Researchers in the EU-funded CLOSEWEEE project have found better ways to recycle such waste. Results include a method for sorting old plastics for reuse in new consumer goods. The project also developed a technique for recycling batteries that recovers more graphite, lithium, cobalt, nickel and copper. Researchers have set up a website with instructions on how to recycle electronics and hope to export this know-how.
While for many electrical components, effective recycling techniques have already been developed, there are many valuable components that are not recovered, says Paola Castrillo, project coordinator of CLOSEWEEE and research and development team manager at the Vertech Group in France.

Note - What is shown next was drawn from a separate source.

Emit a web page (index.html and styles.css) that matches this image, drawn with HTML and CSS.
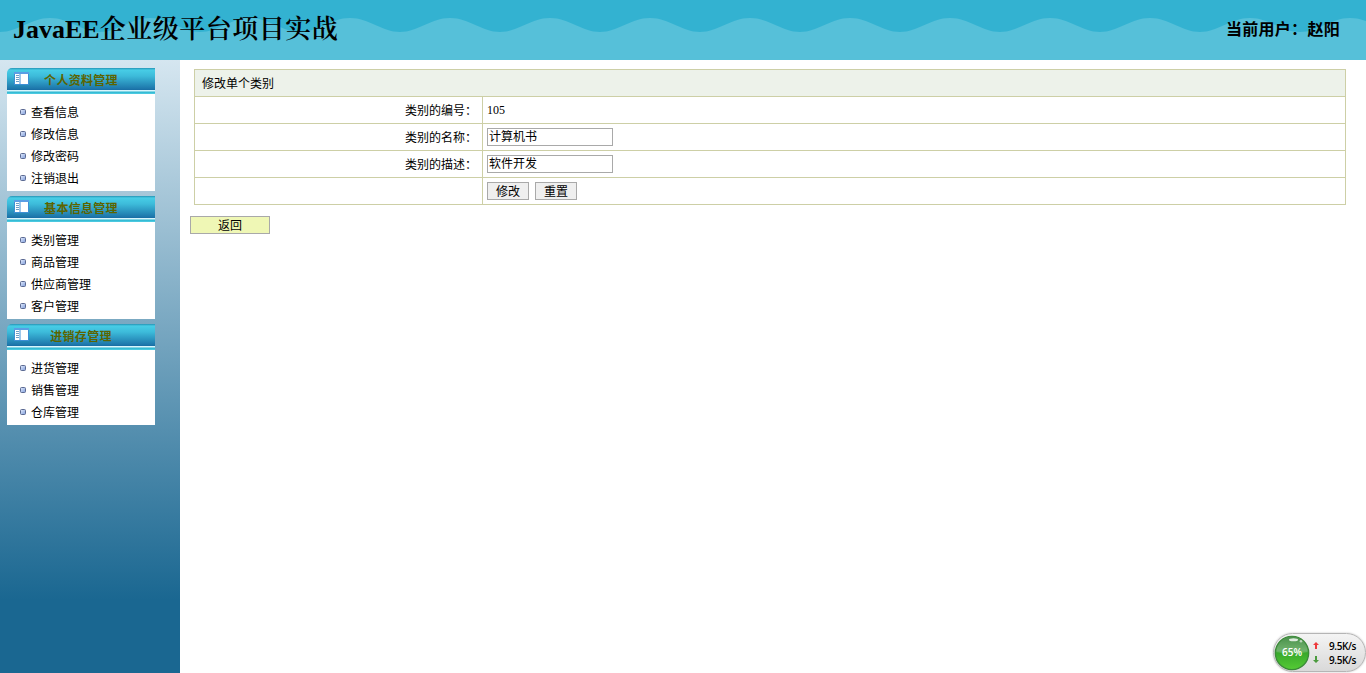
FILE: index.html
```html
<!DOCTYPE html>
<html lang="zh-CN">
<head>
<meta charset="utf-8">
<title>JavaEE企业级平台项目实战</title>
<link rel="stylesheet" href="styles.css">
</head>
<body>
<svg class="defs" width="0" height="0">
  <defs>
    <linearGradient id="bulletFill" x1="0" y1="0" x2="1" y2="1"><stop offset="0" stop-color="#e4ecfc"/><stop offset="1" stop-color="#7f9ddb"/></linearGradient>
    <symbol id="bullet" viewBox="0 0 6 6"><rect x=".5" y=".5" width="5" height="5" rx="1" fill="url(#bulletFill)" stroke="#5c6a92"/></symbol>
    <symbol id="panel" viewBox="0 0 15 13">
      <rect x="0" y="0" width="15" height="13" fill="#3d8fd4"/>
      <rect x="0" y="0" width="15" height="2" fill="#5a9ee4"/>
      <rect x="1" y="2" width="4.500" height="10" fill="#fff"/>
      <rect x="6.500" y="2" width="7.500" height="10" fill="#fff"/>
      <path d="M2 3.500h3M2 5.500h3M2 7.500h3M2 9.500h3" stroke="#6f9dc4" fill="none"/>
    </symbol>
  </defs>
</svg>
<header class="header">
  <svg class="wave" width="1366" height="60">
    <defs><pattern id="waves" width="100" height="60" patternUnits="userSpaceOnUse"><path d="M0 32C18 32 31 18 50 18S82 32 100 32V60H0Z" fill="#56c0d9"/></pattern></defs>
    <rect width="1366" height="60" fill="url(#waves)"/>
  </svg>
  <h1 class="title">JavaEE<span class="title-cn">企业级平台项目实战</span></h1>
  <div class="user">当前用户：赵阳</div>
</header>
<div class="body">
  <nav class="sidebar">
    <section class="group">
      <h2 class="group-title"><svg class="group-icon"><use href="#panel"/></svg><span>个人资料管理</span></h2>
      <ul class="menu">
        <li><svg class="dot"><use href="#bullet"/></svg><span>查看信息</span></li>
        <li><svg class="dot"><use href="#bullet"/></svg><span>修改信息</span></li>
        <li><svg class="dot"><use href="#bullet"/></svg><span>修改密码</span></li>
        <li><svg class="dot"><use href="#bullet"/></svg><span>注销退出</span></li>
      </ul>
    </section>
    <section class="group">
      <h2 class="group-title"><svg class="group-icon"><use href="#panel"/></svg><span>基本信息管理</span></h2>
      <ul class="menu">
        <li><svg class="dot"><use href="#bullet"/></svg><span>类别管理</span></li>
        <li><svg class="dot"><use href="#bullet"/></svg><span>商品管理</span></li>
        <li><svg class="dot"><use href="#bullet"/></svg><span>供应商管理</span></li>
        <li><svg class="dot"><use href="#bullet"/></svg><span>客户管理</span></li>
      </ul>
    </section>
    <section class="group">
      <h2 class="group-title"><svg class="group-icon"><use href="#panel"/></svg><span>进销存管理</span></h2>
      <ul class="menu">
        <li><svg class="dot"><use href="#bullet"/></svg><span>进货管理</span></li>
        <li><svg class="dot"><use href="#bullet"/></svg><span>销售管理</span></li>
        <li><svg class="dot"><use href="#bullet"/></svg><span>仓库管理</span></li>
      </ul>
    </section>
  </nav>
  <main class="content">
    <form>
      <div class="form-table">
        <div class="caption">修改单个类别</div>
        <div class="row"><div class="label">类别的编号：</div><div class="value">105</div></div>
        <div class="row"><div class="label">类别的名称：</div><div class="value"><input class="field" type="text" value="计算机书"></div></div>
        <div class="row"><div class="label">类别的描述：</div><div class="value"><input class="field" type="text" value="软件开发"></div></div>
        <div class="row"><div class="label"></div><div class="value"><button class="btn" type="button">修改</button><button class="btn" type="reset">重置</button></div></div>
      </div>
      <button class="back" type="button">返回</button>
    </form>
  </main>
</div>
<aside class="meter">
  <svg class="ball" width="36" height="36" viewBox="0 0 36 36">
    <defs>
      <linearGradient id="ballFill" x1="0" y1="0" x2="0" y2="1"><stop offset="0" stop-color="#2e8030"/><stop offset=".42" stop-color="#5ba757"/><stop offset=".5" stop-color="#38a92b"/><stop offset="1" stop-color="#55cb35"/></linearGradient>
    </defs>
    <circle cx="18" cy="18" r="16.700" fill="url(#ballFill)" stroke="#3b8a39" stroke-width="1.300"/>
    <path d="M2.500 17A15.500 15.500 0 0 1 33.500 17Q18 21 2.500 17Z" fill="#fff" opacity=".13"/>
    <ellipse cx="19.500" cy="4.700" rx="4.500" ry="1.500" fill="#fff" opacity=".8"/>
    <circle cx="27" cy="6.300" r="1.300" fill="#fff" opacity=".6"/>
  </svg>
  <span class="percent">65%</span>
  <div class="rates">
    <div class="rate"><svg width="6" height="7" viewBox="0 0 6 7"><path d="M3 0L6 3H4V7H2V3H0Z" fill="#ee3a3c"/></svg>9.5K/s</div>
    <div class="rate"><svg width="6" height="7" viewBox="0 0 6 7"><path d="M3 7L6 4H4V0H2V4H0Z" fill="#4b9b3e"/></svg>9.5K/s</div>
  </div>
</aside>
</body>
</html>
```
FILE: styles.css
```css
* { box-sizing: border-box; }
body {
  margin: 0;
  height: 673px;
  overflow: hidden;
  display: flex;
  flex-direction: column;
  background: #fff;
  color: #000;
  font: 12px/16px "Liberation Serif", "Noto Sans CJK SC", serif;
}
.defs { position: absolute; }
.header {
  position: relative;
  flex: none;
  height: 60px;
  padding: 0 26px 0 13px;
  display: flex;
  justify-content: space-between;
  align-items: center;
  background: #33b2d1;
}
.wave { position: absolute; left: 0; top: 0; }
.title {
  position: relative;
  margin: 0;
  padding-bottom: 4px;
  font-size: 26px;
  line-height: 56px;
  white-space: nowrap;
}
.title-cn {
  font-family: "Noto Serif CJK SC", "Noto Sans CJK SC", serif;
  font-weight: 600;
  letter-spacing: 0.5px;
}
.user {
  position: relative;
  font-size: 16px;
  line-height: 60px;
  font-weight: bold;
  letter-spacing: 0.3px;
}
.body { flex: 1; display: flex; }
.sidebar {
  width: 180px;
  padding: 8px 25px 0 7px;
  display: flex;
  flex-direction: column;
  gap: 5px;
  background: linear-gradient(#d5e6f0, #1a6791 540px);
}
.group-title {
  margin: 0;
  height: 26px;
  padding-left: 7px;
  display: flex;
  border-radius: 5px 0 0 0;
  background: linear-gradient(#2593b4 0, #47cde6 2px, #3dbbda 8px, #1c75aa 21px, #176ba3 22px, #d8f5fc 22px, #d8f5fc 23px, #2bb5cf 24px, #55cfe4 26px);
  color: #5c6400;
  font-size: 12px;
  line-height: 26px;
}
.group-title span { flex: 1; padding-right: 22px; text-align: center; letter-spacing: 0.3px; }
.group-icon { width: 15px; height: 13px; margin-top: 4px; }
.menu { margin: 0; padding: 7px 0 2px 13px; list-style: none; background: #fff; }
.menu li {
  height: 22px;
  display: flex;
  align-items: center;
  gap: 5px;
  line-height: 22px;
}
.menu span { padding-top: 2px; }
.dot { width: 6px; height: 6px; }
.content { flex: 1; padding: 9px 20px 0 10px; }
.form-table { margin-left: 4px; border: 1px solid #cdcfa6; }
.caption { height: 26px; padding-left: 7px; line-height: 28px; background: #edf2ea; }
.row { height: 27px; display: flex; border-top: 1px solid #cdcfa6; }
.label {
  width: 288px;
  padding-right: 5px;
  border-right: 1px solid #cdcfa6;
  line-height: 28px;
  text-align: right;
}
.value { flex: 1; padding-left: 4px; display: flex; align-items: center; gap: 6px; }
.field {
  width: 126px;
  height: 18px;
  padding: 0 1px 2px;
  border: 1px solid #a9a9a9;
  background: #fff;
  font: 12px/14px "Liberation Serif", "Noto Sans CJK SC", serif;
}
.btn, .back {
  padding: 1px 0 0;
  border: 1px solid #a9a9a9;
  font: 12px/16px "Liberation Serif", "Noto Sans CJK SC", serif;
  color: #000;
}
.btn { width: 42px; height: 18px; background: #efefef; }
.back { display: block; width: 80px; height: 18px; margin-top: 11px; background: #eff7b5; }
.meter {
  position: absolute;
  left: 1273px;
  top: 633px;
  width: 93px;
  height: 39px;
  display: flex;
  align-items: center;
  gap: 3px;
  border: 1px solid #b5b5b5;
  border-radius: 20px;
  background: linear-gradient(#f4f4f4, #d9d9d9);
  box-shadow: 0 0 2px #bbb;
}
.percent {
  position: absolute;
  left: 0;
  top: 10px;
  width: 36px;
  text-align: center;
  color: #fff;
  font: 10px/16px "Open Sans", sans-serif;
  font-weight: 600;
}
.ball { flex: none; }
.rate {
  display: flex;
  align-items: center;
  gap: 10px;
  font: 10px/14px "Open Sans", sans-serif;
  font-weight: 600;
  letter-spacing: -0.4px;
}
```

Our goal was to find ways to reclaim these components, including high-grade plastics, additives, critical minerals, and metals.
Treasure in trash
The problem was finding a way to identify materials quickly that would speed up the recycling process. The initial breakthrough came by using laser-induced breakdown spectroscopy technology, or LIBS, to identify plastics by their bromine content. Non-brominated plastics could then be sorted using other sensor-based recycling technologies or conventional methods.
Efficiently sorting plastics led to other applications. For example, the CLOSEWEEE team found ways to maximise the amount of recycled plastic that could be reused in new devices up to 80 %, which is much higher than the current average.
Another result was to increase the amount of material inside lithium batteries that can be recovered. Using conventional processes, around 50 % of internal battery materials can be recycled. CLOSEWEEE increased that figure to 65 %.
Exporting knowledge not hazards
According to Castrillo, the project represents a big step towards creating a circular economy for plastics, a major goal of the European Commission. These results support and complement a reduction of the environmental burden that we can achieve through recycling valuable WEEE materials, she says.
Researchers also want other parts of the world to adopt their recycling techniques, so they launched the Recycler Information Center (RIC). This online platform provides detailed information about how to disassemble and recycle items such as computer monitors, mobile phones and circuit boards. One section, for example, includes 48 steps, with detailed notes and photos, explaining how to break apart and recycle old washing machines.
The platform supports access to critical information for sound e-waste management, Castrillo says. Its a good basis for information and will be valuable for many stakeholders. And in developing countries, implementing dismantling guidelines provided by the RIC could significantly improve the safety and working conditions of those people dismantling electronic waste.